## Data shown
────────

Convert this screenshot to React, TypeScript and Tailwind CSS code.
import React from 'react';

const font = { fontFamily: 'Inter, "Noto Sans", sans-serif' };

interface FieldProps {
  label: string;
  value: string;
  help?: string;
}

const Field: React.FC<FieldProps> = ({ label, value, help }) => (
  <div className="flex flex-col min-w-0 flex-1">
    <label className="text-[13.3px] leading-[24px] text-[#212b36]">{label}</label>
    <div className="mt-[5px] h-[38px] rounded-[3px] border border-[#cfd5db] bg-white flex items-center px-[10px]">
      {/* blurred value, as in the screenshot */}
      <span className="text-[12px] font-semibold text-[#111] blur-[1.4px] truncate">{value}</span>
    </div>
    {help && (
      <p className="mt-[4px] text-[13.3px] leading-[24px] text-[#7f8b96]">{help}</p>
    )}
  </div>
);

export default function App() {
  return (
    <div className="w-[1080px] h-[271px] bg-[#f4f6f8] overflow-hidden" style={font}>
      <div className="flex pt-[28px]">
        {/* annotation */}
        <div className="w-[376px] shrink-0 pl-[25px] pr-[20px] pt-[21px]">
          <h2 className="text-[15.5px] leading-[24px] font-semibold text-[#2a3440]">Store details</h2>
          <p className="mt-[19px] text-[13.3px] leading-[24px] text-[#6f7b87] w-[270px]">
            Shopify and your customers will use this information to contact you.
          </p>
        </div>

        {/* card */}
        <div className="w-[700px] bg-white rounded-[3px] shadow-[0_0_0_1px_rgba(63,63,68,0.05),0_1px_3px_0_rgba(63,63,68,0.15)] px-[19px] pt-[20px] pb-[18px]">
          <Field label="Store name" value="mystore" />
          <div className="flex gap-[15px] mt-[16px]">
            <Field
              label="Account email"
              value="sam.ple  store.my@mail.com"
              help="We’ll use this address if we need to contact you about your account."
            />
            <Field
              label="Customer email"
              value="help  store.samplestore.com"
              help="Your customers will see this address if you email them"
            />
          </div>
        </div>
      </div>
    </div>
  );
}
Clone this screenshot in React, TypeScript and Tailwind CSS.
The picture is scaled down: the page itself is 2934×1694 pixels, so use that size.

────────

## Directive
Extract, word for word, each line of the listing above.

## Answer below
Convert this screenshot to React, TypeScript and Tailwind CSS code.
import React from 'react';

const font = { fontFamily: 'Inter, "Noto Sans", sans-serif' };

interface FieldProps {
  label: string;
  value: string;
  help?: string;
}

const Field: React.FC<FieldProps> = ({ label, value, help }) => (
  <div className="flex flex-col min-w-0 flex-1">
    <label className="text-[13.3px] leading-[24px] text-[#212b36]">{label}</label>
    <div className="mt-[5px] h-[38px] rounded-[3px] border border-[#cfd5db] bg-white flex items-center px-[10px]">
      {/* blurred value, as in the screenshot */}
      <span className="text-[12px] font-semibold text-[#111] blur-[1.4px] truncate">{value}</span>
    </div>
    {help && (
      <p className="mt-[4px] text-[13.3px] leading-[24px] text-[#7f8b96]">{help}</p>
    )}
  </div>
);

export default function App() {
  return (
    <div className="w-[1080px] h-[271px] bg-[#f4f6f8] overflow-hidden" style={font}>
      <div className="flex pt-[28px]">
        {/* annotation */}
        <div className="w-[376px] shrink-0 pl-[25px] pr-[20px] pt-[21px]">
          <h2 className="text-[15.5px] leading-[24px] font-semibold text-[#2a3440]">Store details</h2>
          <p className="mt-[19px] text-[13.3px] leading-[24px] text-[#6f7b87] w-[270px]">
            Shopify and your customers will use this information to contact you.
          </p>
        </div>

        {/* card */}
        <div className="w-[700px] bg-white rounded-[3px] shadow-[0_0_0_1px_rgba(63,63,68,0.05),0_1px_3px_0_rgba(63,63,68,0.15)] px-[19px] pt-[20px] pb-[18px]">
          <Field label="Store name" value="mystore" />
          <div className="flex gap-[15px] mt-[16px]">
            <Field
              label="Account email"
              value="sam.ple  store.my@mail.com"
              help="We’ll use this address if we need to contact you about your account."
            />
            <Field
              label="Customer email"
              value="help  store.samplestore.com"
              help="Your customers will see this address if you email them"
            />
          </div>
        </div>
      </div>
    </div>
  );
}
Clone this screenshot in React, TypeScript and Tailwind CSS.
The picture is scaled down: the page itself is 2934×1694 pixels, so use that size.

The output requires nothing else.